Several methods for producing graphene materials have been proposed in the background art. As graphene is naturally present in graphite, several of the proposed methods produce graphene by exfoliating from graphite. Other suggested production methods include deposition of graphene on surfaces.
U.S. Patent Application Publication No. US 2007/0158618 A1 discloses a nano-composite material comprising nano-scaled graphene platelets dispersed in a matrix material. Each of the platelets comprises a sheet of graphite plane or multiple sheets of graphite plane. According to the publications, the platelets are useful for fuel cell and battery applications and can also be used in automotive friction plates and aircraft brake components.
U.S. Patent Application Publication No. US 2008/0248275 A1 discloses a nano-scaled graphene article comprising a non-woven aggregate of nano-scaled graphene platelets. According to the publications, the articles can be used for thermal management in micro-electronic devices and for current-dissipating on an aircraft skin against lightning strikes.
Liang, X et al. Graphene Transistors Fabricated via Transfer-Printing in Device Active-Areas on Large Wafer, Nano Letters, Vol. 7, No. 12, 3840-3844, 2007, discloses a method that uses pillars on a stamp to cut and exfoliate graphene islands from graphite and then uses transfer printing to place the islands from the stamp into device active-areas on a substrate. The publication also reports transistors fabricated from the printed graphene.
U.S. Patent Application Publications No. US 2008/0206124 A1 and US 2008/0258359 A1 disclose providing a graphite intercalation compound comprising a layered graphite containing expandable species residing in an interlayer space of the layered graphite Then, the method comprises exposing the graphite intercalation compound to an exfoliation temperature to at least partially exfoliate the layered graphite.
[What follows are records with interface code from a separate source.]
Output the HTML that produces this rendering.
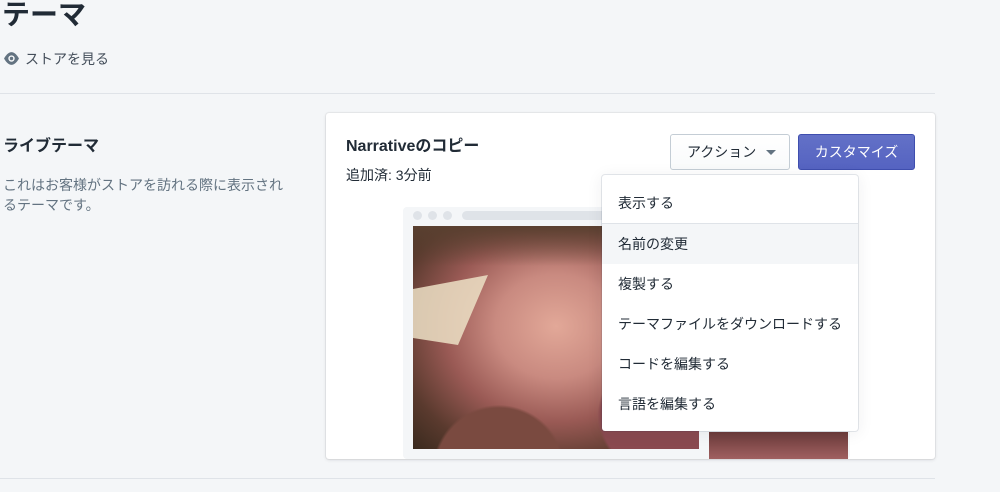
<!DOCTYPE html>
<html><head><meta charset="utf-8"><style>
*{margin:0;padding:0;box-sizing:border-box}
body{width:1000px;height:492px;background:#f4f6f8;font-family:"Liberation Sans","Noto Sans CJK JP",sans-serif;color:#212b36;position:relative;overflow:hidden}
.a{position:absolute}
</style></head><body>
<div class="a" style="left:2px;top:-3px;font-size:28px;font-weight:bold;line-height:36px">テーマ</div>
<svg class="a" style="left:3px;top:51px" width="17" height="15" viewBox="0 0 16 14"><path d="M8 1C4 1 1 7 1 7s3 6 7 6 7-6 7-6-3-6-7-6z" fill="#637381"/><circle cx="8" cy="7" r="3" fill="#f4f6f8"/><circle cx="8" cy="7" r="1.6" fill="#637381"/></svg>
<div class="a" style="left:25px;top:49px;font-size:14px;color:#454f5b">ストアを見る</div>
<div class="a" style="left:0;top:93px;width:935px;height:1px;background:#dfe3e8"></div>
<div class="a" style="left:0;top:478px;width:935px;height:1px;background:#dfe3e8"></div>
<div class="a" style="left:3px;top:132px;font-size:16px;font-weight:bold">ライブテーマ</div>
<div class="a" style="left:3px;top:175px;font-size:14px;line-height:20px;color:#637381;width:290px">これはお客様がストアを訪れる際に表示されるテーマです。</div>
<div class="a" style="left:326px;top:113px;width:609px;height:346px;background:#fff;border-radius:3px;box-shadow:0 0 0 1px rgba(63,63,68,.06),0 1px 3px rgba(63,63,68,.15)"></div>
<div class="a" style="left:346px;top:132px;font-size:16px;font-weight:bold">Narrativeのコピー</div>
<div class="a" style="left:346px;top:165px;font-size:14px">追加済: 3分前</div>
<div class="a" style="left:403px;top:207px;width:447px;height:252px;background:#f4f6f8;border-radius:4px"></div>
<div class="a" style="left:413px;top:211px;width:9px;height:9px;border-radius:50%;background:#dfe3e8"></div>
<div class="a" style="left:428px;top:211px;width:9px;height:9px;border-radius:50%;background:#dfe3e8"></div>
<div class="a" style="left:443px;top:211px;width:9px;height:9px;border-radius:50%;background:#dfe3e8"></div>
<div class="a" style="left:462px;top:211px;width:380px;height:9px;border-radius:5px;background:#dfe3e8"></div>
<div class="a" style="left:413px;top:226px;width:286px;height:223px;background:radial-gradient(circle at 30% 110%,#7a4a40 0 20%,transparent 21%),radial-gradient(circle at 85% 85%,#8a4a50 0 18%,transparent 19%),radial-gradient(ellipse at 50% 45%,#e2a898 0%,#c98a80 30%,#9a5a55 55%,#5a3a2e 80%,#3a2a1e 100%)"></div>
<div class="a" style="left:413px;top:226px;width:286px;height:40px;background:linear-gradient(#5a4030,transparent)"></div>
<div class="a" style="left:413px;top:275px;width:75px;height:70px;background:#ece0c6;opacity:.85;clip-path:polygon(0 20%,100% 0,60% 100%,0 90%)"></div>
<div class="a" style="left:709px;top:432px;width:139px;height:27px;background:linear-gradient(#6a3a3a,#a06060)"></div>
<div class="a" style="left:670px;top:134px;width:120px;height:36px;background:linear-gradient(#fff,#f9fafb);border:1px solid #c4cdd5;border-radius:3px;font-size:14px;line-height:34px;padding-left:16px;color:#212b36">アクション<span style="position:absolute;left:95px;top:15px;border:5px solid transparent;border-top-color:#637381;border-bottom:0"></span></div>
<div class="a" style="left:798px;top:134px;width:117px;height:36px;background:linear-gradient(#6371c7,#5563c1);border:1px solid #3f4eae;border-radius:3px;font-size:14px;line-height:34px;text-align:center;color:#fff">カスタマイズ</div>
<div class="a" style="left:602px;top:175px;width:256px;height:256px;background:#fff;border-radius:3px;box-shadow:0 0 0 1px rgba(6,44,82,.1),0 2px 16px rgba(33,43,54,.08)"></div>
<div class="a" style="left:602px;top:223px;width:256px;height:1px;background:#dfe3e8"></div>
<div class="a" style="left:602px;top:224px;width:256px;height:40px;background:#f4f6f8"></div>
<div class="a" style="left:618px;top:193px;font-size:14px;line-height:20px">表示する</div>
<div class="a" style="left:618px;top:234px;font-size:14px;line-height:20px">名前の変更</div>
<div class="a" style="left:618px;top:274px;font-size:14px;line-height:20px">複製する</div>
<div class="a" style="left:618px;top:314px;font-size:14px;line-height:20px">テーマファイルをダウンロードする</div>
<div class="a" style="left:618px;top:354px;font-size:14px;line-height:20px">コードを編集する</div>
<div class="a" style="left:618px;top:394px;font-size:14px;line-height:20px">言語を編集する</div>
</body></html>
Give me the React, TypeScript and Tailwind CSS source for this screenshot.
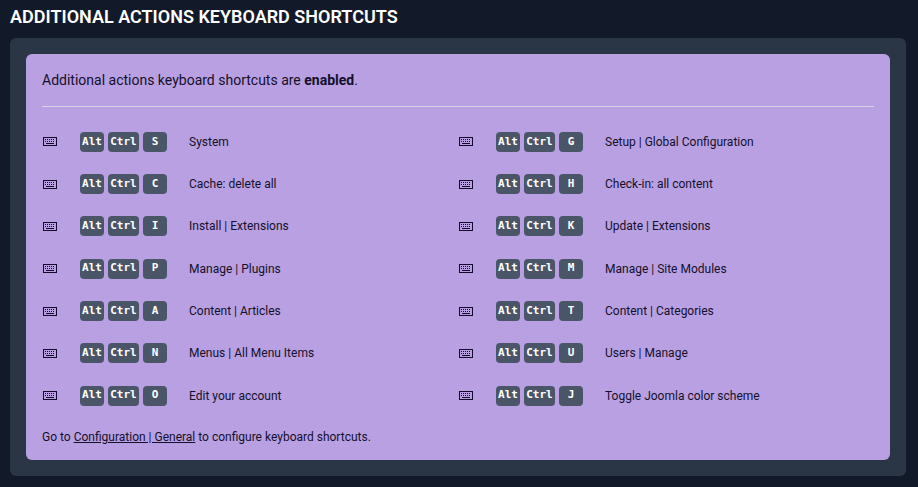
import React from "react";

const rows = [
  ["S", "System", "G", "Setup | Global Configuration"],
  ["C", "Cache: delete all", "H", "Check-in: all content"],
  ["I", "Install | Extensions", "K", "Update | Extensions"],
  ["P", "Manage | Plugins", "M", "Manage | Site Modules"],
  ["A", "Content | Articles", "T", "Content | Categories"],
  ["N", "Menus | All Menu Items", "U", "Users | Manage"],
  ["O", "Edit your account", "J", "Toggle Joomla color scheme"],
];

const KeyboardIcon = () => (
  <svg width="14" height="9" viewBox="0 0 14 9" fill="none" className="block">
    <rect x="0.5" y="0.5" width="13" height="8" stroke="#120a2a" />
    <path d="M2 2.5h10M2 4.5h10" stroke="#120a2a" strokeDasharray="1 1" />
    <path d="M3 6.5h8" stroke="#120a2a" />
  </svg>
);

const Kbd = ({ label, className }: { label: string; className: string }) => (
  <kbd
    className={`flex h-5 items-center justify-center rounded-[4px] bg-[#4a5568] text-[11px] font-bold text-white ${className}`}
    style={{ fontFamily: "'DejaVu Sans Mono', monospace" }}
  >
    {label}
  </kbd>
);

const Shortcut = ({ letter, label }: { letter: string; label: string }) => (
  <div className="flex h-[42.33px] w-[416px] items-center">
    <div className="w-[38px] pl-px">
      <KeyboardIcon />
    </div>
    <div className="flex w-[109px] gap-1">
      <Kbd label="Alt" className="w-6" />
      <Kbd label="Ctrl" className="w-[31px]" />
      <Kbd label={letter} className="w-6" />
    </div>
    <span className="text-xs text-[#14102a]">{label}</span>
  </div>
);

export default function App() {
  return (
    <div
      className="h-[487px] w-[918px] overflow-hidden bg-[#121a29] pt-[6px]"
      style={{ fontFamily: "Roboto, 'Noto Sans', sans-serif" }}
    >
      <h1 className="ml-2.5 h-[32px] text-lg leading-[22px] font-semibold text-white uppercase">
        Additional actions keyboard shortcuts
      </h1>
      <div className="mr-3 ml-2.5 rounded-md bg-[#2a3546] p-4">
        <div className="h-[406px] rounded-md bg-[#b9a0e3] px-4 text-[#14102a]">
          <p className="pt-[17px] text-sm leading-[19px]">
            Additional actions keyboard shortcuts are <strong>enabled</strong>.
          </p>
          <hr className="mt-4 border-t border-[#d5d5e0]" />
          <div className="mt-[13.6px] flex flex-col">
            {rows.map((row) => (
              <div key={row[0]} className="flex">
                <Shortcut letter={row[0]} label={row[1]} />
                <Shortcut letter={row[2]} label={row[3]} />
              </div>
            ))}
          </div>
          <p className="mt-3 text-xs">
            Go to{" "}
            <a href="#" className="underline">
              Configuration | General
            </a>{" "}
            to configure keyboard shortcuts.
          </p>
        </div>
      </div>
    </div>
  );
}
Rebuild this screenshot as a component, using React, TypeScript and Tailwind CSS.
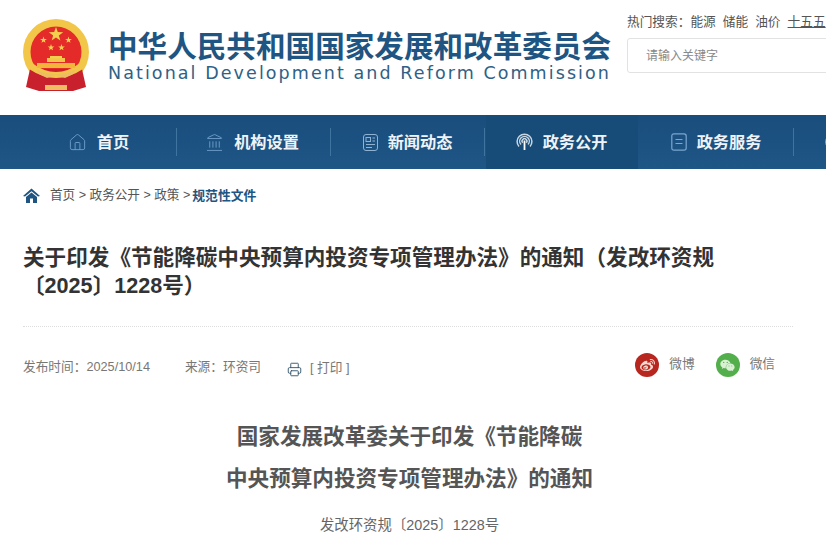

U.S. Patent Application Publication No. US 2008/0279756 A1 discloses a method of exfoliating a layered material (e.g., graphite and graphite oxide) to produce nano-scaled platelets. The method comprises dispersing graphite or graphite oxide particles in a liquid medium containing therein a surfactant or dispersing agent to obtain a suspension or slurry, and exposing the suspension or slurry to ultrasonic waves (ultrasonication) to produce the separated nano-scaled platelets.
International Patent Application Publication No. WO 2007/097938 A1 discloses graphene layers epitaxially grown on single crystal substrates. A produced device comprises a single crystal region that is substantially lattice-matched to graphene. A graphene layer is deposited on the lattice-matched region by means of molecular beam epitaxy (MBE), for instance.